Dataset extract:
————————

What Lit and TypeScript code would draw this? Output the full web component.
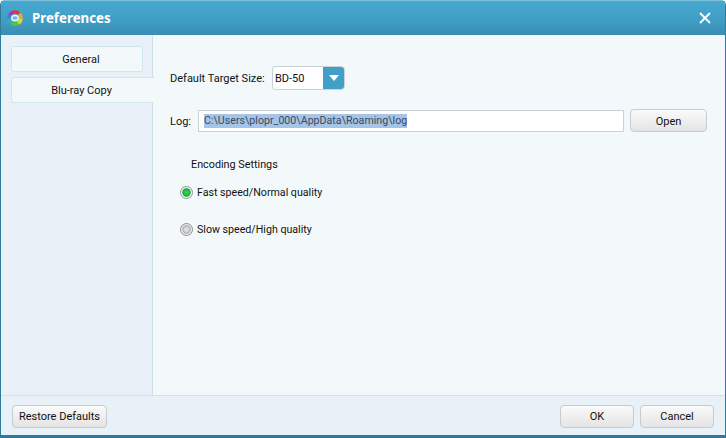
import { LitElement, html, css } from "lit";
import { customElement } from "lit/decorators.js";

@customElement("app-root")
export class AppRoot extends LitElement {
  static styles = css`
    :host { display: block; width: 726px; height: 438px; font-family: Roboto, "Noto Sans", sans-serif; font-size: 11px; color: #111; }
    * { box-sizing: border-box; }
    .win { width: 726px; height: 438px; display: flex; flex-direction: column; background: #2f7a96; padding: 0 1px 3px 1px; border-radius: 5px 5px 0 0; border-top: 1px solid #7cc0da; }
    .title { height: 34px; flex: none; display: flex; align-items: center; padding: 0 14px 0 6px; gap: 9px; background: linear-gradient(#47a9d0, #3f9dc4 60%, #3a8db1); color: #fff; font-family: "Noto Sans", sans-serif; font-weight: 700; font-size: 13.3px; }
    .title span { flex: 1; padding-bottom: 1px; }
    .main { flex: 1; display: flex; min-height: 0; background: #f3f9fa; }
    .side { width: 152px; flex: none; background: #e8f1f7; border-right: 1px solid #cfe2ec; padding: 11px 0 0 10px; display: flex; flex-direction: column; gap: 5px; }
    .tab { height: 26px; width: 132px; display: flex; align-items: center; justify-content: center; background: #f3f9fa; border: 1px solid #d3e5ef; border-radius: 3px; padding: 0 0 0 8px; }
    .tab.on { width: 143px; margin-right: -1px; padding: 0 3px 0 0; border-right: 0; border-radius: 3px 0 0 3px; position: relative; }
    .content { flex: 1; padding: 31px 18px 0 17px; display: flex; flex-direction: column; }
    .row { display: flex; align-items: center; }
    .target .lbl { width: 102px; }
    .select { width: 73px; height: 24px; display: flex; border: 1px solid #c9d2d6; background: #fff; border-radius: 3px 4px 4px 3px; overflow: hidden; }
    .select b { flex: 1; font-weight: 400; padding-left: 2px; line-height: 23px; }
    .arrow { width: 22px; margin: -1px -1px -1px 0; background: #42a0c8; display: flex; align-items: center; justify-content: center; }
    .log { margin-top: 19px; }
    .input { width: 426px; height: 22px; border: 1px solid #c9d2d6; background: #fff; display: flex; align-items: center; padding: 1px 0 0 5px; font-size: 10.65px; }
    .input span { background: #a6c3e8; color: #3a4a5c; line-height: 14px; }
    .log .lbl { width: 28px; padding-top: 1px; }
    .btn { height: 23px; display: flex; align-items: center; justify-content: center; border: 1px solid #c6cccf; border-radius: 4px; background: linear-gradient(#fafafa, #e4e4e4); }
    .open { width: 77px; margin-left: 6px; padding-top: 1px; }
    .heading { margin: 25px 0 0 21px; line-height: 16px; font-size: 10.8px; }
    .radio { margin: 11px 0 0 10px; gap: 4px; height: 16px; font-size: 10.65px; }
    .radio + .radio { margin-top: 21px; }
    .foot { height: 40px; flex: none; background: #e8f1f7; border-top: 1px solid #cfe2ec; display: flex; align-items: center; padding: 2px 11px 0; gap: 6px; }
    .foot .restore { width: 95px; margin-right: auto; }
    .foot .act { width: 74px; }
  `;

  render() {
    return html`<div class="win">
      <div class="title">
        <svg width="16" height="16" viewBox="0 0 16 16">
          <defs>
            <radialGradient id="rg"><stop offset="0" stop-color="#2fd24f"/><stop offset="0.7" stop-color="#1fc03c"/><stop offset="1" stop-color="#158a2c"/></radialGradient>
          </defs>
          <g fill="none" stroke-width="3.6">
            <path d="M2.8 5A6 6 0 0 1 7 2.1" stroke="#a03cc0"/>
            <path d="M7 2.1A6 6 0 0 1 12.2 3.8" stroke="#e5352f"/>
            <path d="M12.2 3.8A6 6 0 0 1 14 8.5" stroke="#f4a51e"/>
            <path d="M14 8.5A6 6 0 0 1 11 13.2" stroke="#d8dc2a"/>
            <path d="M11 13.2A6 6 0 0 1 5 13.2" stroke="#5cc23a"/>
            <path d="M5 13.2A6 6 0 0 1 2 8.5" stroke="#28b8a0"/>
            <path d="M2 8.5A6 6 0 0 1 2.8 5" stroke="#4a78d8"/>
          </g>
          <ellipse cx="8" cy="8" rx="4" ry="3.6" fill="#e6f4fb"/>
          <ellipse cx="8" cy="8" rx="2.6" ry="1.7" fill="#6fb8e6"/>
        </svg>
        <span>Preferences</span>
        <svg width="12" height="12" viewBox="0 0 12 12"><path d="M1 1L11 11M11 1L1 11" stroke="#fff" stroke-width="1.8"/></svg>
      </div>
      <div class="main">
        <div class="side">
          <div class="tab">General</div>
          <div class="tab on">Blu-ray Copy</div>
        </div>
        <div class="content">
          <div class="row target">
            <span class="lbl">Default Target Size:</span>
            <div class="select"><b>BD-50</b><div class="arrow"><svg width="10" height="6" viewBox="0 0 10 6"><path d="M0 0H10L5 6Z" fill="#fff"/></svg></div></div>
          </div>
          <div class="row log">
            <span class="lbl">Log:</span>
            <div class="input"><span>C:\\Users\\plopr_000\\AppData\\Roaming\\log</span></div>
            <div class="btn open">Open</div>
          </div>
          <div class="heading">Encoding Settings</div>
          <div class="row radio">
            <svg width="13" height="13" viewBox="0 0 13 13">
              <defs><radialGradient id="gr"><stop offset="0" stop-color="#2edb4e"/><stop offset="0.65" stop-color="#1ec23c"/><stop offset="1" stop-color="#128a2a"/></radialGradient></defs>
              <circle cx="6.5" cy="6.5" r="6" fill="#f4f6f6" stroke="#8c9494"/><circle cx="6.5" cy="6.5" r="4.2" fill="url(#gr)"/>
            </svg>
            <span>Fast speed/Normal quality</span>
          </div>
          <div class="row radio">
            <svg width="13" height="13" viewBox="0 0 13 13">
              <defs><radialGradient id="gy"><stop offset="0" stop-color="#e2e2e2"/><stop offset="0.6" stop-color="#d4d4d4"/><stop offset="1" stop-color="#9c9c9c"/></radialGradient></defs>
              <circle cx="6.5" cy="6.5" r="6" fill="#eceeee" stroke="#8c9090"/><circle cx="6.5" cy="6.5" r="4.2" fill="url(#gy)"/>
            </svg>
            <span>Slow speed/High quality</span>
          </div>
        </div>
      </div>
      <div class="foot">
        <div class="btn restore">Restore Defaults</div>
        <div class="btn act">OK</div>
        <div class="btn act">Cancel</div>
      </div>
    </div>`;
  }
}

————————

Aim:
Transcribe the whole listing, character for character, but not its images.

Solution:
What Lit and TypeScript code would draw this? Output the full web component.
import { LitElement, html, css } from "lit";
import { customElement } from "lit/decorators.js";

@customElement("app-root")
export class AppRoot extends LitElement {
  static styles = css`
    :host { display: block; width: 726px; height: 438px; font-family: Roboto, "Noto Sans", sans-serif; font-size: 11px; color: #111; }
    * { box-sizing: border-box; }
    .win { width: 726px; height: 438px; display: flex; flex-direction: column; background: #2f7a96; padding: 0 1px 3px 1px; border-radius: 5px 5px 0 0; border-top: 1px solid #7cc0da; }
    .title { height: 34px; flex: none; display: flex; align-items: center; padding: 0 14px 0 6px; gap: 9px; background: linear-gradient(#47a9d0, #3f9dc4 60%, #3a8db1); color: #fff; font-family: "Noto Sans", sans-serif; font-weight: 700; font-size: 13.3px; }
    .title span { flex: 1; padding-bottom: 1px; }
    .main { flex: 1; display: flex; min-height: 0; background: #f3f9fa; }
    .side { width: 152px; flex: none; background: #e8f1f7; border-right: 1px solid #cfe2ec; padding: 11px 0 0 10px; display: flex; flex-direction: column; gap: 5px; }
    .tab { height: 26px; width: 132px; display: flex; align-items: center; justify-content: center; background: #f3f9fa; border: 1px solid #d3e5ef; border-radius: 3px; padding: 0 0 0 8px; }
    .tab.on { width: 143px; margin-right: -1px; padding: 0 3px 0 0; border-right: 0; border-radius: 3px 0 0 3px; position: relative; }
    .content { flex: 1; padding: 31px 18px 0 17px; display: flex; flex-direction: column; }
    .row { display: flex; align-items: center; }
    .target .lbl { width: 102px; }
    .select { width: 73px; height: 24px; display: flex; border: 1px solid #c9d2d6; background: #fff; border-radius: 3px 4px 4px 3px; overflow: hidden; }
    .select b { flex: 1; font-weight: 400; padding-left: 2px; line-height: 23px; }
    .arrow { width: 22px; margin: -1px -1px -1px 0; background: #42a0c8; display: flex; align-items: center; justify-content: center; }
    .log { margin-top: 19px; }
    .input { width: 426px; height: 22px; border: 1px solid #c9d2d6; background: #fff; display: flex; align-items: center; padding: 1px 0 0 5px; font-size: 10.65px; }
    .input span { background: #a6c3e8; color: #3a4a5c; line-height: 14px; }
    .log .lbl { width: 28px; padding-top: 1px; }
    .btn { height: 23px; display: flex; align-items: center; justify-content: center; border: 1px solid #c6cccf; border-radius: 4px; background: linear-gradient(#fafafa, #e4e4e4); }
    .open { width: 77px; margin-left: 6px; padding-top: 1px; }
    .heading { margin: 25px 0 0 21px; line-height: 16px; font-size: 10.8px; }
    .radio { margin: 11px 0 0 10px; gap: 4px; height: 16px; font-size: 10.65px; }
    .radio + .radio { margin-top: 21px; }
    .foot { height: 40px; flex: none; background: #e8f1f7; border-top: 1px solid #cfe2ec; display: flex; align-items: center; padding: 2px 11px 0; gap: 6px; }
    .foot .restore { width: 95px; margin-right: auto; }
    .foot .act { width: 74px; }
  `;

  render() {
    return html`<div class="win">
      <div class="title">
        <svg width="16" height="16" viewBox="0 0 16 16">
          <defs>
            <radialGradient id="rg"><stop offset="0" stop-color="#2fd24f"/><stop offset="0.7" stop-color="#1fc03c"/><stop offset="1" stop-color="#158a2c"/></radialGradient>
          </defs>
          <g fill="none" stroke-width="3.6">
            <path d="M2.8 5A6 6 0 0 1 7 2.1" stroke="#a03cc0"/>
            <path d="M7 2.1A6 6 0 0 1 12.2 3.8" stroke="#e5352f"/>
            <path d="M12.2 3.8A6 6 0 0 1 14 8.5" stroke="#f4a51e"/>
            <path d="M14 8.5A6 6 0 0 1 11 13.2" stroke="#d8dc2a"/>
            <path d="M11 13.2A6 6 0 0 1 5 13.2" stroke="#5cc23a"/>
            <path d="M5 13.2A6 6 0 0 1 2 8.5" stroke="#28b8a0"/>
            <path d="M2 8.5A6 6 0 0 1 2.8 5" stroke="#4a78d8"/>
          </g>
          <ellipse cx="8" cy="8" rx="4" ry="3.6" fill="#e6f4fb"/>
          <ellipse cx="8" cy="8" rx="2.6" ry="1.7" fill="#6fb8e6"/>
        </svg>
        <span>Preferences</span>
        <svg width="12" height="12" viewBox="0 0 12 12"><path d="M1 1L11 11M11 1L1 11" stroke="#fff" stroke-width="1.8"/></svg>
      </div>
      <div class="main">
        <div class="side">
          <div class="tab">General</div>
          <div class="tab on">Blu-ray Copy</div>
        </div>
        <div class="content">
          <div class="row target">
            <span class="lbl">Default Target Size:</span>
            <div class="select"><b>BD-50</b><div class="arrow"><svg width="10" height="6" viewBox="0 0 10 6"><path d="M0 0H10L5 6Z" fill="#fff"/></svg></div></div>
          </div>
          <div class="row log">
            <span class="lbl">Log:</span>
            <div class="input"><span>C:\\Users\\plopr_000\\AppData\\Roaming\\log</span></div>
            <div class="btn open">Open</div>
          </div>
          <div class="heading">Encoding Settings</div>
          <div class="row radio">
            <svg width="13" height="13" viewBox="0 0 13 13">
              <defs><radialGradient id="gr"><stop offset="0" stop-color="#2edb4e"/><stop offset="0.65" stop-color="#1ec23c"/><stop offset="1" stop-color="#128a2a"/></radialGradient></defs>
              <circle cx="6.5" cy="6.5" r="6" fill="#f4f6f6" stroke="#8c9494"/><circle cx="6.5" cy="6.5" r="4.2" fill="url(#gr)"/>
            </svg>
            <span>Fast speed/Normal quality</span>
          </div>
          <div class="row radio">
            <svg width="13" height="13" viewBox="0 0 13 13">
              <defs><radialGradient id="gy"><stop offset="0" stop-color="#e2e2e2"/><stop offset="0.6" stop-color="#d4d4d4"/><stop offset="1" stop-color="#9c9c9c"/></radialGradient></defs>
              <circle cx="6.5" cy="6.5" r="6" fill="#eceeee" stroke="#8c9090"/><circle cx="6.5" cy="6.5" r="4.2" fill="url(#gy)"/>
            </svg>
            <span>Slow speed/High quality</span>
          </div>
        </div>
      </div>
      <div class="foot">
        <div class="btn restore">Restore Defaults</div>
        <div class="btn act">OK</div>
        <div class="btn act">Cancel</div>
      </div>
    </div>`;
  }
}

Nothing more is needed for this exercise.